Now that the use of vulgar language has received the president’s imprimatur, both his supporters and his opponents have been emboldened in their use of profanity, condemnation, insult, and threat. (Threats against public officials’ families have increased, according to the Homeland Security Today, by 3700% between 2015 and 2025.)
Vulgarity is not a sign of authenticity. It is a sign of anger and contempt. Wherever these are found, there is a concomitant decrease in respect – respect for institutions like government, media, and the church and, more immediately, respect between individuals. This is most evident in attitudes toward people who are not like us: immigrants, people with a different skin color, another political party, another religion. But it is naïve to think it will stop there. Once contempt has taken root, it will infect every relationship in a person’s life.
Someone who disrespects and shows contempt to a politician can drift easily into disrespecting a parent, spouse, or child. We like to think that we disrespect people because they are not respectable, but we deceive ourselves. Disrespect does not come from outside us. It does not originate in the character of the other person but in our own, where like a cancer it grows and threatens the health of our relationships and the soundness of our hearts.
Lack of respect, which manifests in crudeness, abuse, and vulgarity, does not show up in a heart where humility is present. Put another way, the noxious weeds of crudeness, abuse, and vulgarity cannot grow in the soil of humility. The azaleas you plant around your house may fail to grow even though the clematis is swallowing up the fence and climbing your neighbor’s tree. The soil that produces the one cannot produce the other. A heart that is rich in humility will produce respect, while contempt will die there. On the other hand, when pride fills the heart, contempt grows wildly, but respect withers and dies.

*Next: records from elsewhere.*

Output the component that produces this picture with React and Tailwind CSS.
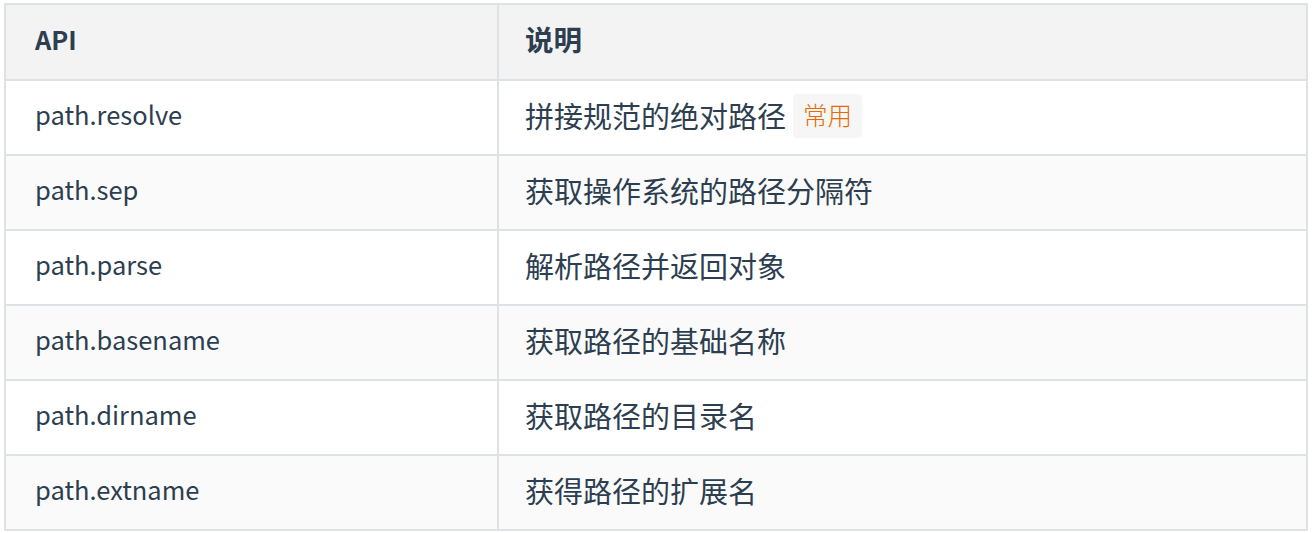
const rows = [
  { api: "path.resolve", desc: "拼接规范的绝对路径", tag: "常用" },
  { api: "path.sep", desc: "获取操作系统的路径分隔符" },
  { api: "path.parse", desc: "解析路径并返回对象" },
  { api: "path.basename", desc: "获取路径的基础名称" },
  { api: "path.dirname", desc: "获取路径的目录名" },
  { api: "path.extname", desc: "获得路径的扩展名" },
];

export default function App() {
  return (
    <div
      className="bg-white w-[1314px] h-[533px] pt-[3px] pl-[4px] text-[#2c3e50]"
      style={{ fontFamily: '"Noto Sans CJK SC", "Noto Sans", sans-serif' }}
    >
      <div className="w-[1304px] border-2 border-[#dfe2e5]">
        {/* header */}
        <div className="flex h-[74px] bg-[#f3f3f3] font-bold">
          <div className="w-[493px] shrink-0 border-r-2 border-[#dfe2e5] flex items-center pb-[6px] px-[29px] text-[25.5px]">
            API
          </div>
          <div className="flex-1 flex items-center pb-[6px] px-[26px] text-[28.5px]">
            说明
          </div>
        </div>

        {rows.map((row, i) => (
          <div
            key={row.api}
            className={`flex h-[75px] border-t-2 border-[#dfe2e5] ${
              i % 2 === 1 ? "bg-[#fafafa]" : "bg-white"
            }`}
          >
            <div className="w-[493px] shrink-0 border-r-2 border-[#dfe2e5] flex items-center pb-[6px] px-[29px] text-[25.5px]">
              {row.api}
            </div>
            <div className="flex-1 flex items-center pb-[4px] px-[26px] text-[29px]">
              {row.desc}
              {row.tag && (
                <span className="ml-[7px] px-[10px] h-[44px] flex items-center rounded-[4px] bg-[#f6f6f6] text-[#e96900] text-[24.5px] font-light">
                  {row.tag}
                </span>
              )}
            </div>
          </div>
        ))}
      </div>
    </div>
  );
}
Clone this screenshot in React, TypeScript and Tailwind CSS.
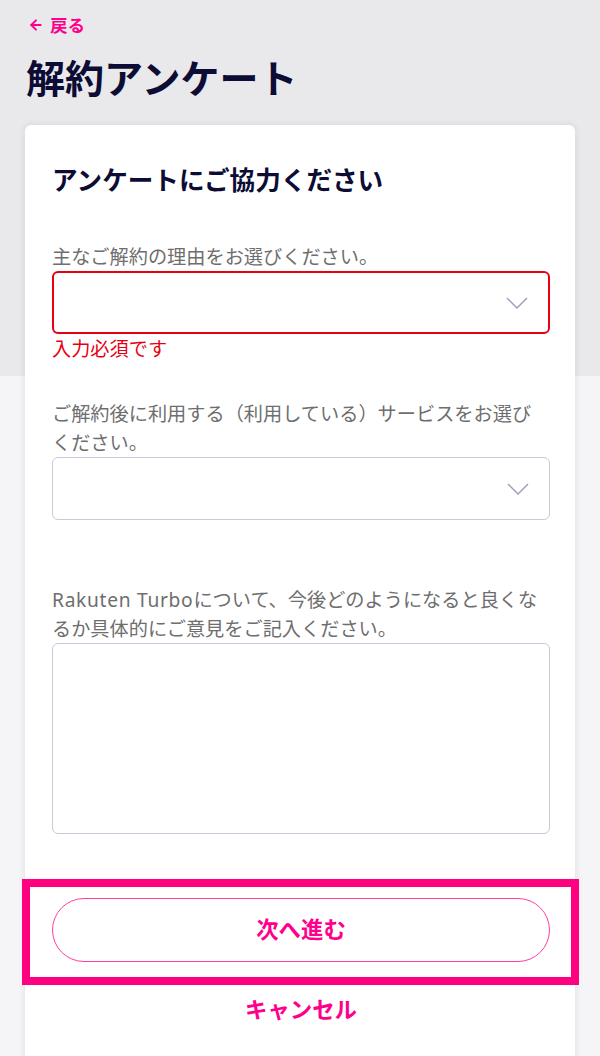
import { ArrowLeft } from "lucide-react";

function Chevron() {
  return (
    <svg width="22" height="12" viewBox="0 0 22 12" fill="none" className="shrink-0">
      <path d="M1 1L11 11L21 1" stroke="#a0a0bb" strokeWidth="1.5" />
    </svg>
  );
}

export default function App() {
  return (
    <main
      className="min-h-screen bg-[linear-gradient(#e9e9eb_0,#e9e9eb_376px,#f5f5f7_376px)] px-[25px] pt-[13px]"
      style={{ fontFamily: '"Noto Sans", "Noto Sans CJK JP", sans-serif' }}
    >
      {/* back link */}
      <a className="flex items-center gap-[6px] pl-[3px] text-[17.6px] font-bold leading-[24px] text-[#ff008c]">
        <ArrowLeft size={16} strokeWidth={3} />
        <span>戻る</span>
      </a>

      <h1 className="mt-[17px] pl-px text-[39px] font-bold leading-[48px] text-[#0c0c34]">
        解約アンケート
      </h1>

      {/* form card */}
      <section className="mt-[23px] rounded-[6px] bg-white pt-10 pr-[25px] pb-12 pl-[27px] shadow-[0_0_6px_rgba(40,40,110,0.12)]">
        <h2 className="text-[25.6px] font-bold leading-[32px] text-[#0c0c34]">
          アンケートにご協力ください
        </h2>

        <p className="mt-[45px] text-[19.2px] leading-[29px] text-[#6e6e6e]">
          主なご解約の理由をお選びください。
        </p>
        <div className="flex h-[63px] items-center justify-end rounded-[6px] border-2 border-[#e60012] px-5">
          <Chevron />
        </div>
        <p className="text-[19.2px] leading-[29px] text-[#e60012]">入力必須です</p>

        <p className="mt-9 text-[19.2px] leading-[29px] text-[#6e6e6e]">
          ご解約後に利用する（利用している）サービスをお選びください。
        </p>
        <div className="flex h-[63px] items-center justify-end rounded-[6px] border border-[#c9c9dc] px-5">
          <Chevron />
        </div>

        <p className="mt-[65px] text-[19.2px] leading-[29px] text-[#6e6e6e]">
          <span className="tracking-[0.7px]">Rakuten Turbo</span>
          について、今後どのようになると良くなるか具体的にご意見をご記入ください。
        </p>
        <textarea className="block h-[191px] w-full resize-none rounded-[6px] border border-[#c9c9dc] outline-none" />

        {/* highlighted next button */}
        <div className="mt-[45px] -ml-[30px] -mr-[29px] border-8 border-[#ff0080] pt-[11px] pr-[21px] pb-[15px] pl-[22px]">
          <button className="flex h-[64px] w-full items-center justify-center rounded-full border border-[#ff3ea0] text-[22.4px] font-bold text-[#ff008c]">
            次へ進む
          </button>
        </div>

        <button className="mt-[10px] block w-full text-center text-[22.4px] font-bold leading-[30px] text-[#ff008c]">
          キャンセル
        </button>
      </section>
    </main>
  );
}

Followers of Jesus should recoil from disrespect, contempt, and vulgarity even when it is aimed at their enemies. They must determine to show respect even when others do not, even when others are not respectable. Jesus said that the world would recognize us as his disciples by our love. Along the same line, John said that we will recognize ourselves as his by our love (1 John 3:14). We will never recognize ourselves as belonging to him, that is, we will never be assured of our salvation, by vulgarity and contempt.